PROBLEM REQUIREMENTS — Where the data below has the string "that", return the whole line.
____
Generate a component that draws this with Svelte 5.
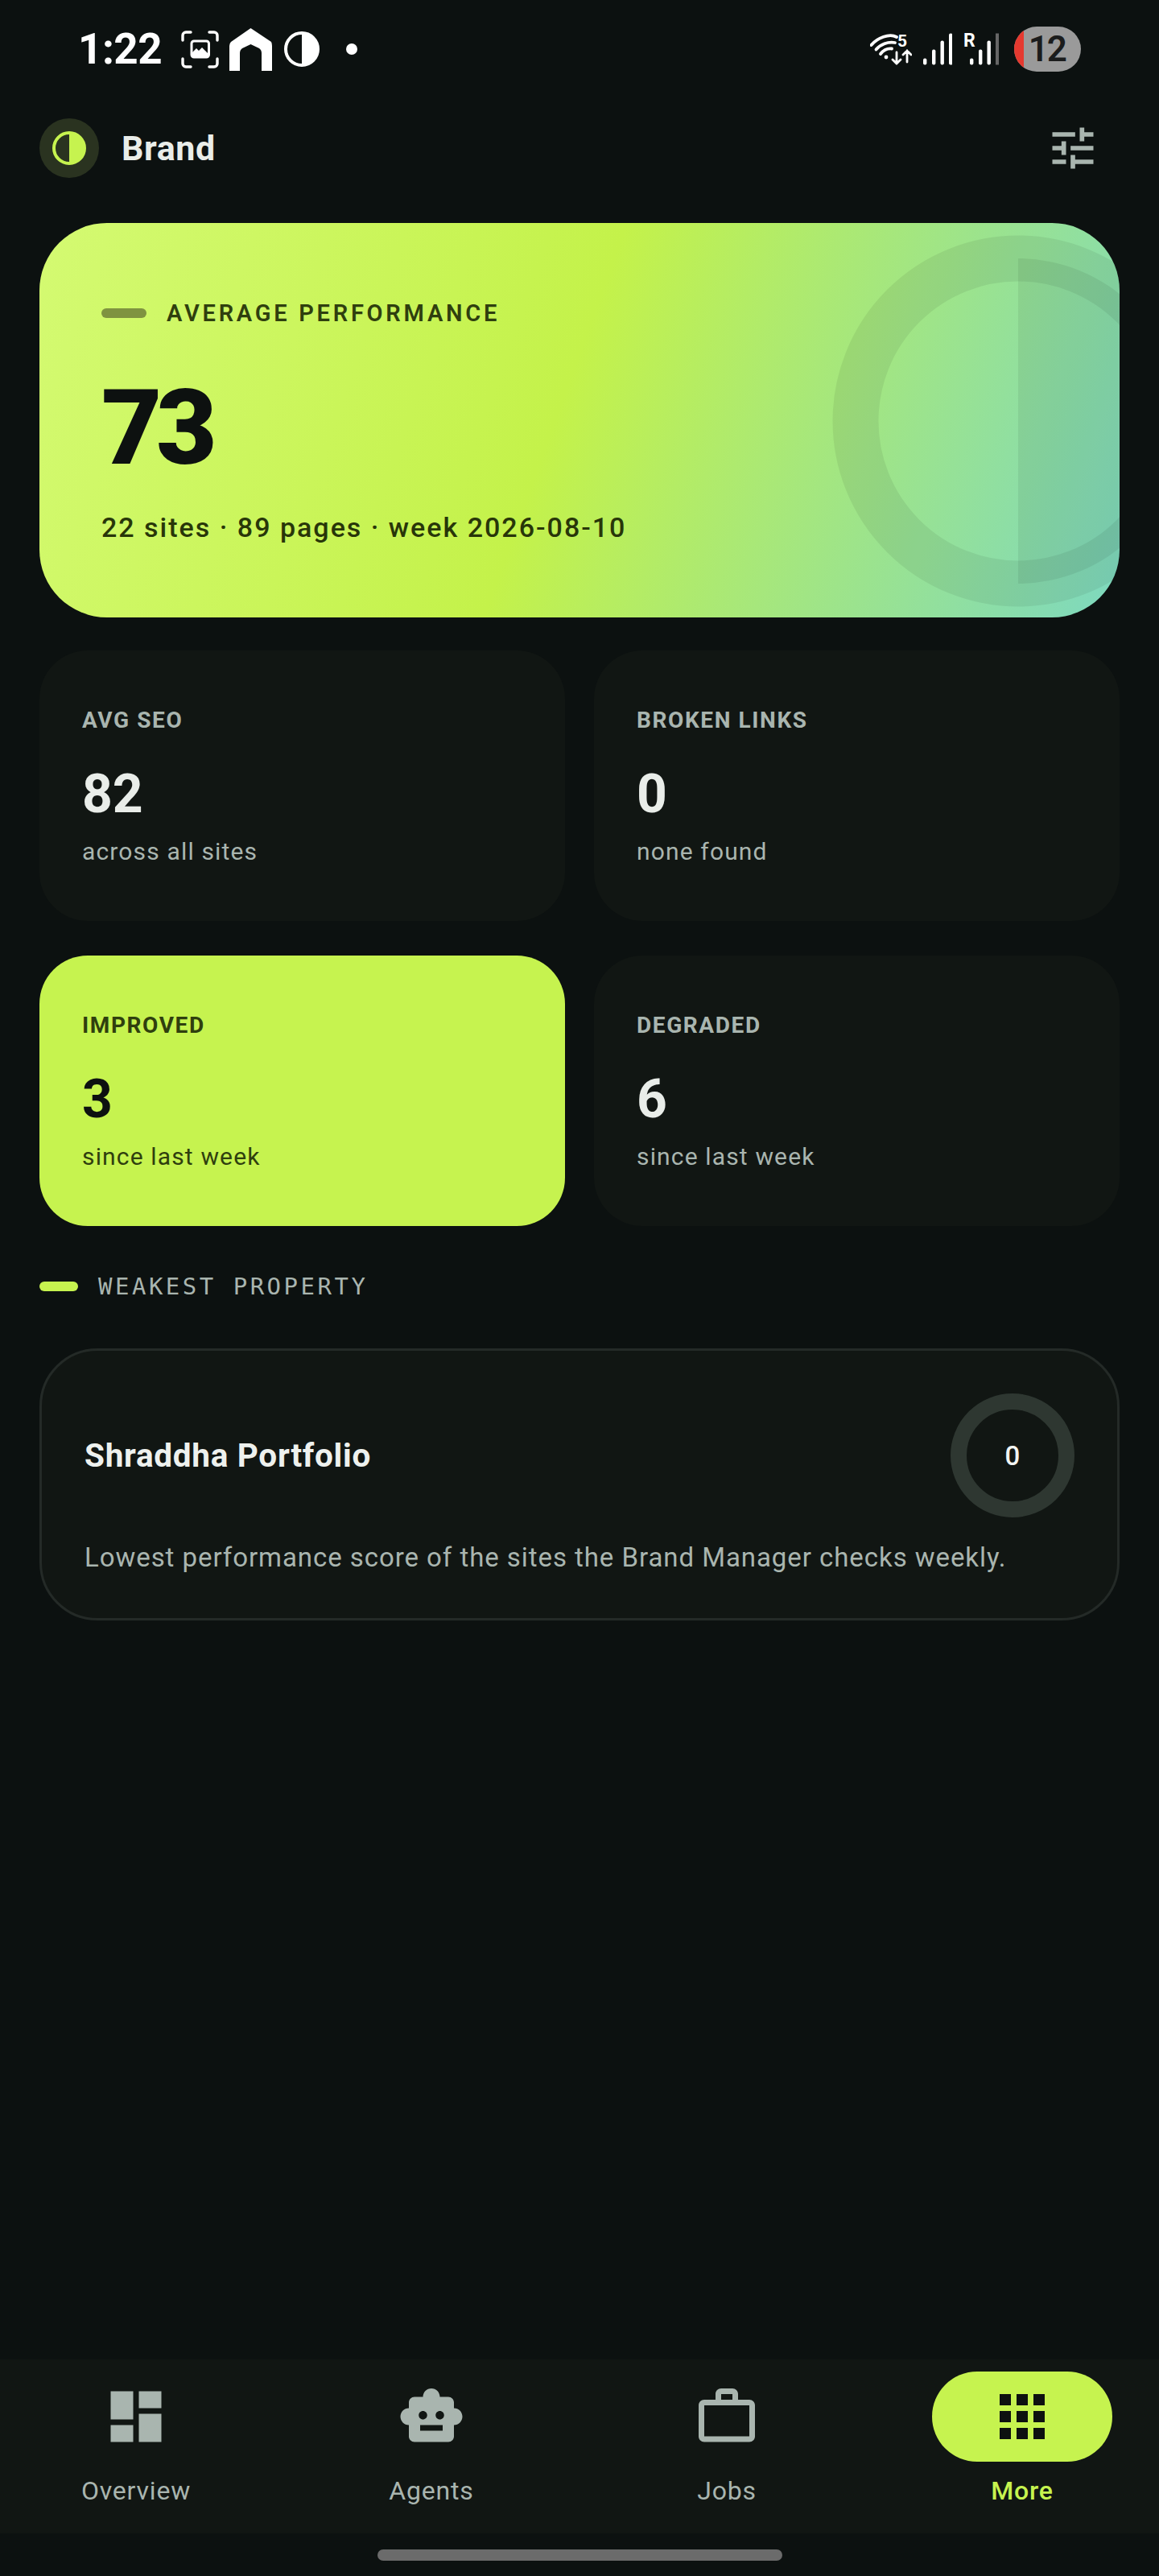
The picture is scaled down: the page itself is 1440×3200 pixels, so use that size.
<script>
  const stats = [
    { label: 'AVG SEO', value: '82', sub: 'across all sites' },
    { label: 'BROKEN LINKS', value: '0', sub: 'none found' },
    { label: 'IMPROVED', value: '3', sub: 'since last week', lime: true },
    { label: 'DEGRADED', value: '6', sub: 'since last week' }
  ];
  const tabs = [
    { label: 'Overview', d: 'M3 13h8V3H3v10zm0 8h8v-6H3v6zm10 0h8V11h-8v10zm0-18v6h8V3h-8z' },
    { label: 'Agents', d: 'M20 9V7c0-1.1-.9-2-2-2h-3c0-1.66-1.34-3-3-3S9 3.34 9 5H6c-1.1 0-2 .9-2 2v2c-1.66 0-3 1.34-3 3s1.34 3 3 3v4c0 1.1.9 2 2 2h12c1.1 0 2-.9 2-2v-4c1.66 0 3-1.34 3-3s-1.34-3-3-3zM7.5 11.5c0-.83.67-1.5 1.5-1.5s1.5.67 1.5 1.5S9.83 13 9 13s-1.5-.67-1.5-1.5zM16 17H8v-2h8v2zm-1-4c-.83 0-1.5-.67-1.5-1.5S14.17 10 15 10s1.5.67 1.5 1.5S15.83 13 15 13z' },
    { label: 'Jobs', d: 'M14 6V4h-4v2h4zM4 8v11h16V8H4zm16-2c1.11 0 2 .89 2 2v11c0 1.11-.89 2-2 2H4c-1.11 0-2-.89-2-2l.01-11c0-1.11.88-2 1.99-2h4V4c0-1.11.89-2 2-2h4c1.11 0 2 .89 2 2v2h4z' },
    { label: 'More', active: true, d: 'M4 8h4V4H4v4zm6 12h4v-4h-4v4zm-6 0h4v-4H4v4zm0-6h4v-4H4v4zm6 0h4v-4h-4v4zm6-10v4h4V4h-4zm-6 4h4V4h-4v4zm6 6h4v-4h-4v4zm0 6h4v-4h-4v4z' }
  ];
  const bars = [
    { x: 0, h: 8 }, { x: 11, h: 19 }, { x: 21.5, h: 30 }, { x: 32, h: 39 }
  ];
</script>

<div class="page">
  <div class="status">
    <div class="status-left">
      <span class="time">1:22</span>
      <svg class="s-shot" width="47" height="47" viewBox="0 0 47 47" fill="none">
        <path d="M2 12V6a4 4 0 0 1 4-4h6M35 2h6a4 4 0 0 1 4 4v6M45 35v6a4 4 0 0 1-4 4h-6M12 45H6a4 4 0 0 1-4-4v-6" stroke="#fff" stroke-width="3.4" stroke-linecap="round"/>
        <rect x="13" y="13" width="21.5" height="20" rx="3" stroke="#fff" stroke-width="3"/>
        <path d="M14 32V27l5-5 3 3 4-4 7 7v4z" fill="#fff"/>
      </svg>
      <svg class="s-home" width="53" height="53" viewBox="0 0 53 53">
        <path d="M26.5 0 52 17Q53 19 53 22V53H40V31Q40 27 37 25L26.5 20 16 25Q13 27 13 31V53H0V22Q0 19 2 17Z" fill="#fff"/>
      </svg>
      <svg class="s-half" width="44" height="44" viewBox="0 0 44 44">
        <circle cx="22" cy="22" r="20" fill="none" stroke="#fff" stroke-width="4"/>
        <path d="M22 2a20 20 0 0 1 0 40z" fill="#fff"/>
      </svg>
      <span class="s-dot"></span>
    </div>
    <div class="status-right">
      <div class="wifi">
        <svg width="52" height="39" viewBox="0 0 52 39" fill="none" stroke="#fff" stroke-linecap="round">
          <path d="M1.5 14C9 5 24 -1 33 4" stroke-width="3.8"/>
          <path d="M7.5 19.5C13 13 22 9.5 31 11" stroke-width="3.8"/>
          <path d="M13 25C16.5 20.5 22 18 27 18.5" stroke-width="3.8"/>
          <circle cx="20" cy="29" r="2.4" fill="#fff" stroke="none"/>
          <path d="M33 23V37M28 32l5 5 5-5M46 35V21M41 26l5-5 5 5" stroke-width="2.8"/>
        </svg>
        <span class="wifi-5">5</span>
      </div>
      <svg class="sig" width="36" height="40" viewBox="0 0 36 40">
        {#each bars as b}
          <rect x={b.x} y={39.5 - b.h} width="4.4" height={b.h} rx="2" fill="#fff"/>
        {/each}
      </svg>
      <div class="sig-r">
        <span class="r">R</span>
        <svg width="36" height="40" viewBox="0 0 36 40">
          {#each bars as b, i}
            <rect x={b.x} y={39.5 - b.h} width="4.4" height={b.h} rx={i === 3 ? 0 : 2} fill={i === 3 ? '#666' : '#fff'}/>
          {/each}
        </svg>
      </div>
      <div class="battery"><span class="b-red"></span><span class="b-num">12</span></div>
    </div>
  </div>

  <header class="head">
    <div class="brand">
      <span class="logo">
        <svg width="42" height="42" viewBox="0 0 42 42">
          <circle cx="21" cy="21" r="19" fill="none" stroke="#c6f34f" stroke-width="4"/>
          <path d="M21 2a19 19 0 0 1 0 38z" fill="#c6f34f"/>
        </svg>
      </span>
      <span class="brand-name">Brand</span>
    </div>
    <svg class="tune" width="68" height="68" viewBox="0 0 24 24" fill="#a9b5af">
      <path d="M3 17v2h6v-2H3zM3 5v2h10V5H3zm10 16v-2h8v-2h-8v-2h-2v6h2zM7 9v2H3v2h4v2h2V9H7zm14 4v-2H11v2h10zm-6-4h2V7h4V5h-4V3h-2v6z"/>
    </svg>
  </header>

  <main class="main">
    <section class="hero">
      <svg class="hero-mark" width="462" height="462" viewBox="0 0 462 462">
        <circle cx="231" cy="231" r="202" fill="none" stroke="#000" stroke-opacity="0.065" stroke-width="57"/>
        <path d="M231 29a202 202 0 0 1 0 404z" fill="#000" fill-opacity="0.065"/>
      </svg>
      <div class="hero-label"><span class="hero-bar"></span><span class="hero-title">AVERAGE PERFORMANCE</span></div>
      <div class="hero-value">73</div>
      <div class="hero-sub">22 sites · 89 pages · week 2026-08-10</div>
    </section>

    <section class="grid">
      {#each stats as s}
        <div class="stat" class:lime={s.lime}>
          <div class="stat-label">{s.label}</div>
          <div class="stat-value">{s.value}</div>
          <div class="stat-sub">{s.sub}</div>
        </div>
      {/each}
    </section>

    <div class="section-label"><span class="section-bar"></span><span class="section-text">WEAKEST PROPERTY</span></div>

    <section class="weak">
      <div class="weak-top">
        <div class="weak-title">Shraddha Portfolio</div>
        <div class="ring">0</div>
      </div>
      <p class="weak-desc">Lowest performance score of the sites the Brand Manager checks weekly.</p>
    </section>
  </main>

  <nav class="nav">
    {#each tabs as t}
      <div class="tab" class:active={t.active}>
        <span class="tab-icon">
          <svg width="84" height="84" viewBox="0 0 24 24"><path d={t.d}/></svg>
        </span>
        <span class="tab-label">{t.label}</span>
      </div>
    {/each}
  </nav>
  <div class="home-area"><span class="home-bar"></span></div>
</div>

<style>
  :global(body) { margin: 0; background: #0c1110; }
  .page {
    width: 1440px; height: 3200px; display: flex; flex-direction: column;
    background: #0c1110; font-family: Roboto, "Liberation Sans", sans-serif; overflow: hidden;
  }

  .status {
    height: 120px; padding: 2px 97px 0; box-sizing: border-box;
    display: flex; align-items: center; justify-content: space-between; flex: none;
  }
  .status-left, .status-right { display: flex; align-items: center; }
  .time { font-size: 53px; font-weight: 700; color: #fff; line-height: 60px; width: 104px; white-space: nowrap; letter-spacing: -0.5px; }
  .s-shot { margin-left: 24px; }
  .s-home { margin-left: 13px; }
  .s-half { margin-left: 15px; }
  .s-dot { width: 14px; height: 14px; border-radius: 50%; background: #fff; margin-left: 33px; }
  .wifi { position: relative; width: 52px; height: 39px; }
  .wifi svg { display: block; }
  .wifi-5 { position: absolute; left: 34px; top: -2px; font-size: 21px; font-weight: 700; color: #fff; line-height: 22px; }
  .sig { margin-left: 14px; }
  .sig-r { position: relative; margin-left: 14px; width: 42px; display: flex; justify-content: flex-end; }
  .r { position: absolute; left: 0; top: -2px; font-size: 23px; font-weight: 700; color: #fff; line-height: 24px; }
  .sig-r svg { margin-right: -2px; margin-left: 8px; }
  .battery {
    position: relative; width: 83px; height: 56px; border-radius: 28px; background: #9a9a9a; overflow: hidden;
    margin-left: 21px; display: flex; align-items: center; justify-content: flex-end; padding-right: 19px; box-sizing: border-box;
  }
  .b-red { position: absolute; left: 0; top: 0; bottom: 0; width: 12px; background: #e5392f; }
  .b-num { font-size: 44px; font-weight: 600; color: #1b1c1c; letter-spacing: -2px; line-height: 56px; }

  .head {
    height: 127px; flex: none; display: flex; align-items: center; justify-content: space-between;
    padding: 0 73px 0 49px; box-sizing: border-box; margin-bottom: 30px;
  }
  .brand { display: flex; align-items: center; gap: 28px; }
  .logo { width: 74px; height: 74px; border-radius: 50%; background: #2a3320; display: flex; align-items: center; justify-content: center; }
  .brand-name { font-size: 43px; font-weight: 700; letter-spacing: 0.6px; color: #e9ede9; line-height: 50px; }
  .tune { display: block; }

  .main { flex: 1; padding: 0 49px; display: flex; flex-direction: column; }

  .hero {
    position: relative; height: 490px; box-sizing: border-box; flex: none; overflow: hidden; border-radius: 84px;
    padding: 95px 77px 0;
    background: linear-gradient(110deg, #d4fa72 0%, #c4f24a 48%, #7dd8c0 100%);
  }
  .hero-mark { position: absolute; left: 985px; top: 15px; }
  .hero-label { display: flex; align-items: center; gap: 25px; height: 34px; }
  .hero-bar { width: 56px; height: 12px; border-radius: 6px; background: #7f9340; }
  .hero-title { font-size: 29px; font-weight: 600; letter-spacing: 3.75px; color: #2f3f0e; line-height: 34px; }
  .hero-value { margin-top: 60px; font-size: 130px; font-weight: 900; line-height: 132px; letter-spacing: -7px; color: #0d1110; }
  .hero-sub { margin-top: 36px; font-size: 34px; font-weight: 500; letter-spacing: 2px; line-height: 42px; color: #283609; }

  .grid { display: grid; grid-template-columns: 1fr 1fr; gap: 43px 36px; margin-top: 41px; }
  .stat {
    height: 336px; box-sizing: border-box; padding: 69px 53px 0; border-radius: 60px; background: #111613;
  }
  .stat-label { font-size: 28px; font-weight: 700; letter-spacing: 1.6px; line-height: 36px; color: #a9b5af; }
  .stat-value { margin-top: 38px; font-size: 66px; font-weight: 700; line-height: 72px; color: #e9ede9; }
  .stat-sub { margin-top: 14px; font-size: 30px; letter-spacing: 1.15px; line-height: 42px; color: #a9b5af; }
  .lime { background: #c6f34f; }
  .lime .stat-label, .lime .stat-sub { color: #2f3f0e; }
  .lime .stat-value { color: #0d1110; }

  .section-label { display: flex; align-items: center; gap: 25px; height: 34px; margin-top: 58px; }
  .section-bar { width: 48px; height: 12px; border-radius: 6px; background: #c6f34f; }
  .section-text { font-family: "DejaVu Sans Mono", "Liberation Mono", monospace; font-size: 29px; letter-spacing: 3.5px; color: #a9b5af; line-height: 34px; }

  .weak {
    margin-top: 60px; height: 338px; box-sizing: border-box; padding: 53px; flex: none;
    background: #111613; border: 3px solid #242a27; border-radius: 72px;
  }
  .weak-top { display: flex; align-items: center; justify-content: space-between; }
  .weak-title { font-size: 40.5px; font-weight: 700; letter-spacing: 0.7px; color: #eef1ee; line-height: 50px; }
  .ring {
    width: 154px; height: 154px; box-sizing: border-box; border: 20px solid #2e3731; border-radius: 50%;
    display: flex; align-items: center; justify-content: center; font-size: 33px; font-weight: 500; color: #f2f4f2;
  }
  .weak-desc { margin: 29px 0 0; font-size: 33px; letter-spacing: 0.94px; line-height: 42px; color: #a9b5af; white-space: nowrap; }

  .nav {
    height: 216px; flex: none; background: #111613; box-sizing: border-box; padding: 15px 58px 0 57px;
    display: flex; justify-content: space-between;
  }
  .tab { width: 224px; display: flex; flex-direction: column; align-items: center; }
  .tab-icon { width: 224px; height: 112px; border-radius: 56px; display: flex; align-items: center; justify-content: center; fill: #a9b5af; }
  .active .tab-icon { background: #c6f34f; fill: #0d1110; }
  .tab-label { margin-top: 14px; font-size: 32px; font-weight: 400; letter-spacing: 0.8px; line-height: 44px; color: #a9b5af; }
  .active .tab-label { color: #c6f34f; font-weight: 500; }

  .home-area { flex: none; height: 53px; display: flex; justify-content: center; padding-top: 20px; box-sizing: border-box; }
  .home-bar { width: 503px; height: 14px; border-radius: 7px; background: #6b6b6b; }
</style>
____
WRITTEN SOLUTION —
Generate a component that draws this with Svelte 5.
The picture is scaled down: the page itself is 1440×3200 pixels, so use that size.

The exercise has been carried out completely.